Well, blockchains are basically the world computer, a transparaent, secure, immutable and verifiable ledger of any taks you ask it to do. But all these tasks come with a price tag, a price tag higher that what you can achieve on a simple EC2 instance. So it makes sense to use the blockchain for tasks where the value of the task far exceeds these costs, and the benfits are highly desirable.
And the only use cases for now are payments and DeFi. I have seen a lot of people yapping on twitter about institutional investments and hwo the stablecoin market has grown over the last couple of years. But to be honest, I do not believe we’re seeing thsi growth because institutions are taking an interests in the value of blockchains.
I do not believe all these institutions care about their finances being verifiable or decentralised. What I believe is that blockchain and DeFi have survived long enough to be seen as a moderately risky investment vehicle.
Think about it, if you have a $1000 and you want to invest it, you can probably buy stocks or a mutual funds. But doing so with $100 Billion is not that easy, each action in a fund will literally change the price of the instrument itself and affect liquidity.

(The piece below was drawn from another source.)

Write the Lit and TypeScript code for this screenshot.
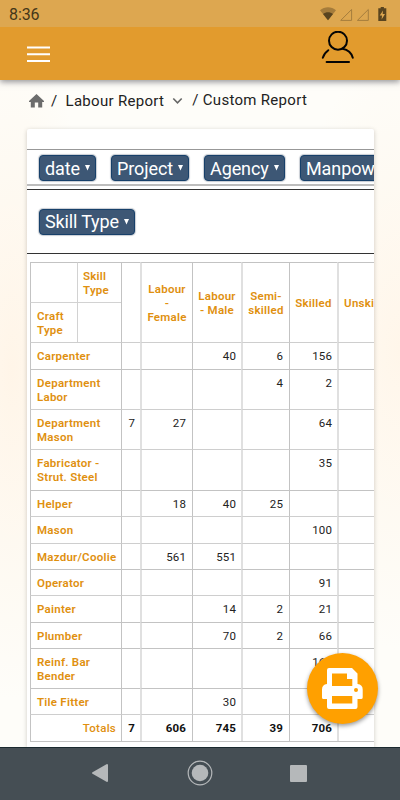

That is why there is a huge demand for complex financial instruments in wall street, that can allow movement of money at large scales because a 100 billion dollars must be broken up and diversified. I believe DeFi protocols are seen as just another financial instrument, where a fund of $10 billion can deploy say $500 million of capital and diverisfy there portfolio.
But I do believe there’s hope. Payments is a huge use case that can help people in countires with struggling economies, where the people can finally get access to a stable currency through blockchain. And with the eventual optimisations in computation costs, maybe more complex use cases for privacy like verifiable AI can also be possible. But in my opinion, the optimistic goal will always be to use this technology we have to build products that help people in ways not possible without crypto.